Mayor of South Delhi Municipal Corporation
- In office April 2018 – 2022
- Succeeded by: Office merged into Municipal Corporation of Delhi

Leader of the House, South Delhi Municipal Corporation

Personal details
- Born: January 13, 1961 Delhi, India
- Party: Bharatiya Janata Party
- Spouse: Urmila Chawla
- Children: 2 daughters
- Occupation: Politician, businessman
- Known for: Mayor of South Delhi (2018)

= Narendra Chawla =

Indian politician

Narendra Chawla (13 January 1961) also known as Narendra Kumar Chawla is an Indian politician from Delhi. He was a former mayor of South Delhi Municipal Corporation. He was elected unopposed as the mayor of South Delhi in April 2018. He was a councillor representing the Bharatiya Janata Party from Janakpuri West ward. He is also the leader of the house in the South MCD.

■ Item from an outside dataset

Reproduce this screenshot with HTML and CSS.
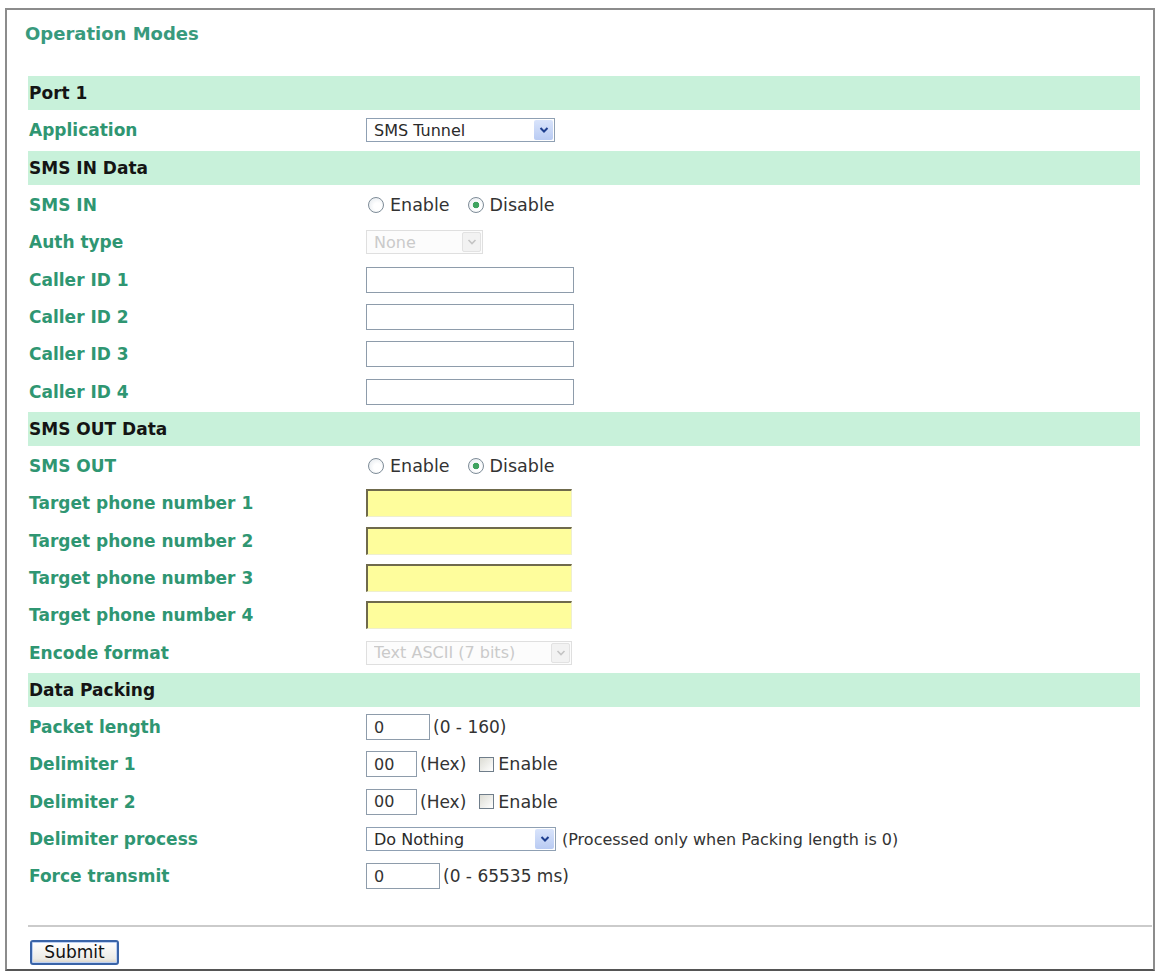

On 22 May 2022, East Delhi Municipal Corporation (EDMC), North Delhi Municipal Corporation (NDMC), and South Delhi Municipal Corporation (SDMC), the three civic bodies which had their own mayor, were unified again as the Municipal Corporation of Delhi. Raja Iqbal Singh became the mayor after BJP regained the power.

In June 2021, he was elected as a member of the Delhi Development Authority.

== Early life and education ==
Chawla is from Janakpuri, Delhi. He is the son of Sunder Lal Chawla. His mother's name is Raj Chawla. After schooling in Janakpuri, he completed his graduation in commerce in 1980 at Motilal Nehru College of Commerce which is affiliated with the University of Delhi. He married Urmila, a councilor from Janakpuri West, and together they have two daughters.